Instructions for the task: Quote the data below in full, minus the images.

Material provided:

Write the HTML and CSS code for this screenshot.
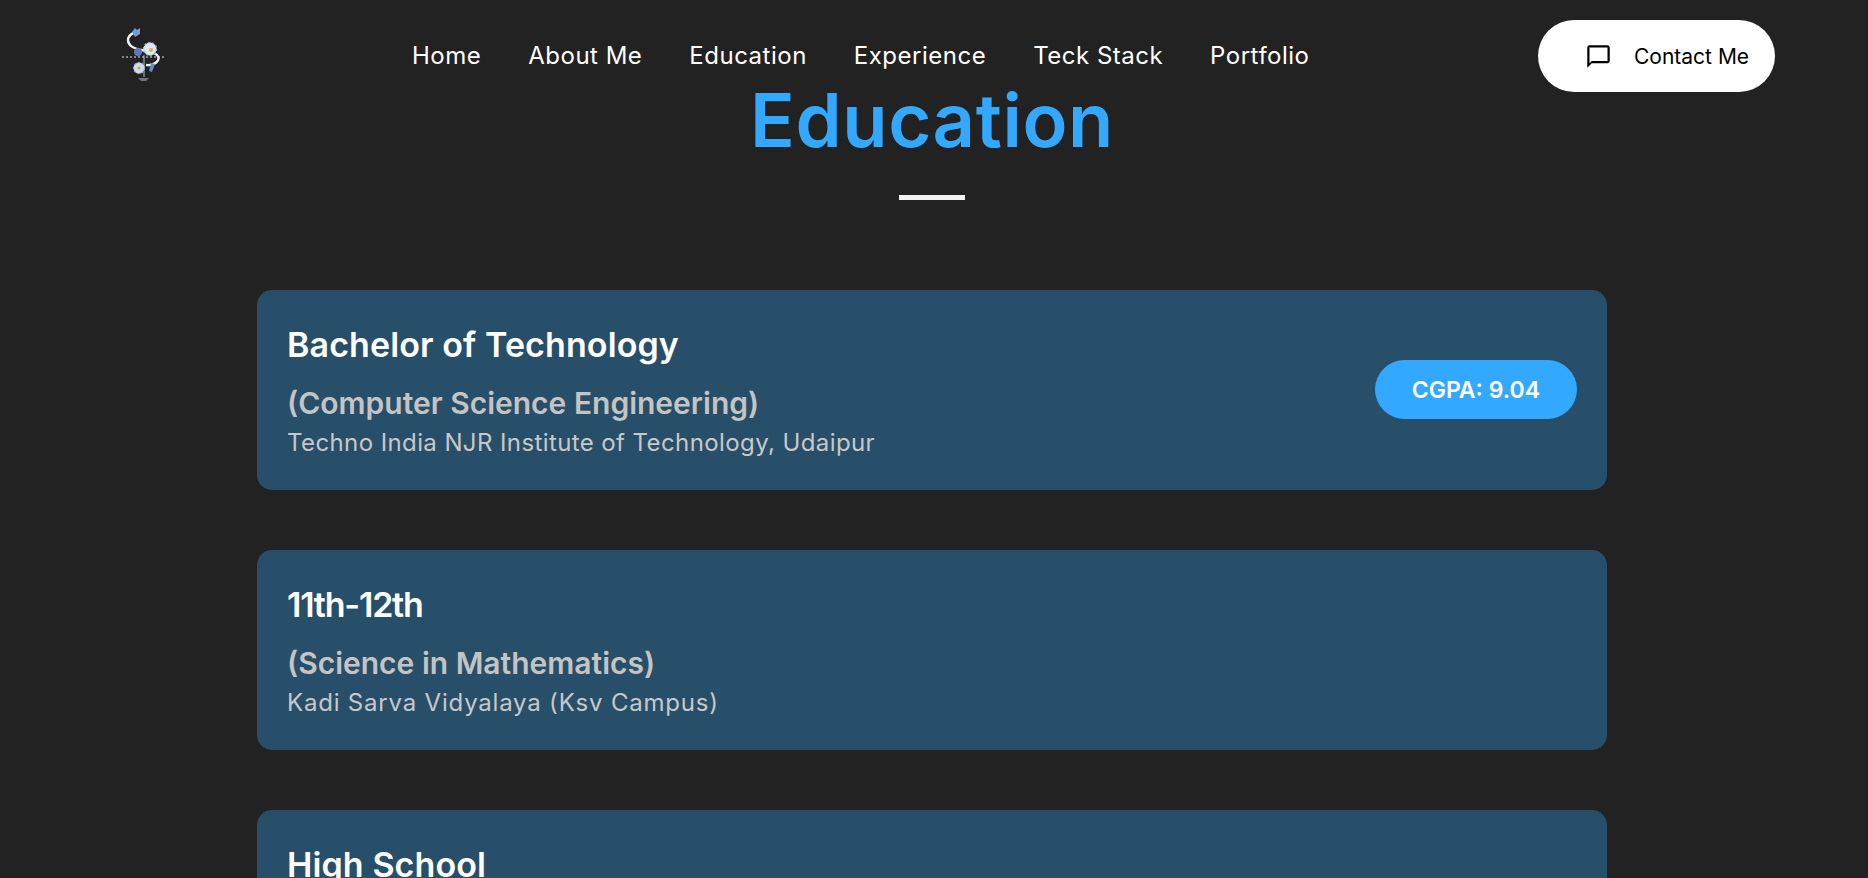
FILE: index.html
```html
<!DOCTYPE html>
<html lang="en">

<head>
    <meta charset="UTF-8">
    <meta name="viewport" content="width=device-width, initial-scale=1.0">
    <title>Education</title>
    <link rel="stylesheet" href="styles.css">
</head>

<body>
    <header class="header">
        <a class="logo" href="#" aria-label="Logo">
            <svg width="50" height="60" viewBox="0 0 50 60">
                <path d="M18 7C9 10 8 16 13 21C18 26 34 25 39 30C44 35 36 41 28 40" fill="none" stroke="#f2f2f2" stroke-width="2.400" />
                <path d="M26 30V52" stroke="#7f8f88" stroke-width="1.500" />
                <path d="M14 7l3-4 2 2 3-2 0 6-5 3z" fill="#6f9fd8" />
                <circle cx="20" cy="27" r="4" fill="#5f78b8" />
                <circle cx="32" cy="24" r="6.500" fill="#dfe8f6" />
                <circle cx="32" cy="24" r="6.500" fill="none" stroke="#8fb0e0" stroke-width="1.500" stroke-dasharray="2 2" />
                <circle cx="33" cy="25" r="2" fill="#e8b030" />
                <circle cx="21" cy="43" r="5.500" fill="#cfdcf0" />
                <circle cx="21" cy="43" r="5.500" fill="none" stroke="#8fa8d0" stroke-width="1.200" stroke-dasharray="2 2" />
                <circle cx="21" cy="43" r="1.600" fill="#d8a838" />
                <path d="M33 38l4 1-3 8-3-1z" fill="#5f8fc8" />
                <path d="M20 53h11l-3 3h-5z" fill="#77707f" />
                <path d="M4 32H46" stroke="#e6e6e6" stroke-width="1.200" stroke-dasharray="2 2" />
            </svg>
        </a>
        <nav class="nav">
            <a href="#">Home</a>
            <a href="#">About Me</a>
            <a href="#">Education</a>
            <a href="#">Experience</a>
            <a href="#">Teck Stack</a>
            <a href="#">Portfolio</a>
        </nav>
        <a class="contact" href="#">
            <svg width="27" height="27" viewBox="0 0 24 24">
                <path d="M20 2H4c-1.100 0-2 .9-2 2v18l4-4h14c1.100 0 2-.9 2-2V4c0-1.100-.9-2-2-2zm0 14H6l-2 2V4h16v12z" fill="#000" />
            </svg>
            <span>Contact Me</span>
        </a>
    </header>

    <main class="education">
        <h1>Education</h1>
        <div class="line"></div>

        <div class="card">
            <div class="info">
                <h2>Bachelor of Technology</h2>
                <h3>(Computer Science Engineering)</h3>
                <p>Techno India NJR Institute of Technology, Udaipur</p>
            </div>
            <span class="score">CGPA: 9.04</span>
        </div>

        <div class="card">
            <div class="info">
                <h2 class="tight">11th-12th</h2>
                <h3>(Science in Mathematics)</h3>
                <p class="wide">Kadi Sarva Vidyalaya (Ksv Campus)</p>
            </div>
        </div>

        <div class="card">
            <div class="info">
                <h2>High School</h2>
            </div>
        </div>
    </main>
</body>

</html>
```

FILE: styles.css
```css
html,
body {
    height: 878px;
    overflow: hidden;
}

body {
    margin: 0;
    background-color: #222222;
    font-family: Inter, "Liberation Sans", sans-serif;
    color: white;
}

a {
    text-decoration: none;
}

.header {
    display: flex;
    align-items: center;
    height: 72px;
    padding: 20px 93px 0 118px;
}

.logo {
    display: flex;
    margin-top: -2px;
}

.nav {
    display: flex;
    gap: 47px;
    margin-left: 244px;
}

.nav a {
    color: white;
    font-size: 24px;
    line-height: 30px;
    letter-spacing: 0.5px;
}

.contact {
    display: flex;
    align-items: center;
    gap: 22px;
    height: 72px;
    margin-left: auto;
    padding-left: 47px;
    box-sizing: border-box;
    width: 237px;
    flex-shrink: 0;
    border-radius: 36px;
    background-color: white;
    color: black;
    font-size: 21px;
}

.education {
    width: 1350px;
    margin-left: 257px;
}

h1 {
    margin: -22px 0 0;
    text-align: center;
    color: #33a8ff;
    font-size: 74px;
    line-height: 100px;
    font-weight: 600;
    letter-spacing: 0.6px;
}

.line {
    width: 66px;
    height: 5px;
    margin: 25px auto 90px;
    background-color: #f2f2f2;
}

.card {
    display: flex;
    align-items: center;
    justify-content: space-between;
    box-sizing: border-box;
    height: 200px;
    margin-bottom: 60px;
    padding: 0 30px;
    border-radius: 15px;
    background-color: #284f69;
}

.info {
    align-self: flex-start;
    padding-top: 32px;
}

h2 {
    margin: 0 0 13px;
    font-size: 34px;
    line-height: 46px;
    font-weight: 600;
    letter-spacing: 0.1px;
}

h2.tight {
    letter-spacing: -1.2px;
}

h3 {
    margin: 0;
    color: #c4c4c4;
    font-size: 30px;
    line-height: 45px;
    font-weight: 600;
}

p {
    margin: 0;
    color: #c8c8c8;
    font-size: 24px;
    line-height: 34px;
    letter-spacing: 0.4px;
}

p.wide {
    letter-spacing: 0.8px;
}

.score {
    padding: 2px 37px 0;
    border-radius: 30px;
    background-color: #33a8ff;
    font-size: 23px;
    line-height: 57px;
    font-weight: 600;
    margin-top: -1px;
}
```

Answer to this problem:
Write the HTML and CSS code for this screenshot.
FILE: index.html
```html
<!DOCTYPE html>
<html lang="en">

<head>
    <meta charset="UTF-8">
    <meta name="viewport" content="width=device-width, initial-scale=1.0">
    <title>Education</title>
    <link rel="stylesheet" href="styles.css">
</head>

<body>
    <header class="header">
        <a class="logo" href="#" aria-label="Logo">
            <svg width="50" height="60" viewBox="0 0 50 60">
                <path d="M18 7C9 10 8 16 13 21C18 26 34 25 39 30C44 35 36 41 28 40" fill="none" stroke="#f2f2f2" stroke-width="2.400" />
                <path d="M26 30V52" stroke="#7f8f88" stroke-width="1.500" />
                <path d="M14 7l3-4 2 2 3-2 0 6-5 3z" fill="#6f9fd8" />
                <circle cx="20" cy="27" r="4" fill="#5f78b8" />
                <circle cx="32" cy="24" r="6.500" fill="#dfe8f6" />
                <circle cx="32" cy="24" r="6.500" fill="none" stroke="#8fb0e0" stroke-width="1.500" stroke-dasharray="2 2" />
                <circle cx="33" cy="25" r="2" fill="#e8b030" />
                <circle cx="21" cy="43" r="5.500" fill="#cfdcf0" />
                <circle cx="21" cy="43" r="5.500" fill="none" stroke="#8fa8d0" stroke-width="1.200" stroke-dasharray="2 2" />
                <circle cx="21" cy="43" r="1.600" fill="#d8a838" />
                <path d="M33 38l4 1-3 8-3-1z" fill="#5f8fc8" />
                <path d="M20 53h11l-3 3h-5z" fill="#77707f" />
                <path d="M4 32H46" stroke="#e6e6e6" stroke-width="1.200" stroke-dasharray="2 2" />
            </svg>
        </a>
        <nav class="nav">
            <a href="#">Home</a>
            <a href="#">About Me</a>
            <a href="#">Education</a>
            <a href="#">Experience</a>
            <a href="#">Teck Stack</a>
            <a href="#">Portfolio</a>
        </nav>
        <a class="contact" href="#">
            <svg width="27" height="27" viewBox="0 0 24 24">
                <path d="M20 2H4c-1.100 0-2 .9-2 2v18l4-4h14c1.100 0 2-.9 2-2V4c0-1.100-.9-2-2-2zm0 14H6l-2 2V4h16v12z" fill="#000" />
            </svg>
            <span>Contact Me</span>
        </a>
    </header>

    <main class="education">
        <h1>Education</h1>
        <div class="line"></div>

        <div class="card">
            <div class="info">
                <h2>Bachelor of Technology</h2>
                <h3>(Computer Science Engineering)</h3>
                <p>Techno India NJR Institute of Technology, Udaipur</p>
            </div>
            <span class="score">CGPA: 9.04</span>
        </div>

        <div class="card">
            <div class="info">
                <h2 class="tight">11th-12th</h2>
                <h3>(Science in Mathematics)</h3>
                <p class="wide">Kadi Sarva Vidyalaya (Ksv Campus)</p>
            </div>
        </div>

        <div class="card">
            <div class="info">
                <h2>High School</h2>
            </div>
        </div>
    </main>
</body>

</html>
```

FILE: styles.css
```css
html,
body {
    height: 878px;
    overflow: hidden;
}

body {
    margin: 0;
    background-color: #222222;
    font-family: Inter, "Liberation Sans", sans-serif;
    color: white;
}

a {
    text-decoration: none;
}

.header {
    display: flex;
    align-items: center;
    height: 72px;
    padding: 20px 93px 0 118px;
}

.logo {
    display: flex;
    margin-top: -2px;
}

.nav {
    display: flex;
    gap: 47px;
    margin-left: 244px;
}

.nav a {
    color: white;
    font-size: 24px;
    line-height: 30px;
    letter-spacing: 0.5px;
}

.contact {
    display: flex;
    align-items: center;
    gap: 22px;
    height: 72px;
    margin-left: auto;
    padding-left: 47px;
    box-sizing: border-box;
    width: 237px;
    flex-shrink: 0;
    border-radius: 36px;
    background-color: white;
    color: black;
    font-size: 21px;
}

.education {
    width: 1350px;
    margin-left: 257px;
}

h1 {
    margin: -22px 0 0;
    text-align: center;
    color: #33a8ff;
    font-size: 74px;
    line-height: 100px;
    font-weight: 600;
    letter-spacing: 0.6px;
}

.line {
    width: 66px;
    height: 5px;
    margin: 25px auto 90px;
    background-color: #f2f2f2;
}

.card {
    display: flex;
    align-items: center;
    justify-content: space-between;
    box-sizing: border-box;
    height: 200px;
    margin-bottom: 60px;
    padding: 0 30px;
    border-radius: 15px;
    background-color: #284f69;
}

.info {
    align-self: flex-start;
    padding-top: 32px;
}

h2 {
    margin: 0 0 13px;
    font-size: 34px;
    line-height: 46px;
    font-weight: 600;
    letter-spacing: 0.1px;
}

h2.tight {
    letter-spacing: -1.2px;
}

h3 {
    margin: 0;
    color: #c4c4c4;
    font-size: 30px;
    line-height: 45px;
    font-weight: 600;
}

p {
    margin: 0;
    color: #c8c8c8;
    font-size: 24px;
    line-height: 34px;
    letter-spacing: 0.4px;
}

p.wide {
    letter-spacing: 0.8px;
}

.score {
    padding: 2px 37px 0;
    border-radius: 30px;
    background-color: #33a8ff;
    font-size: 23px;
    line-height: 57px;
    font-weight: 600;
    margin-top: -1px;
}
```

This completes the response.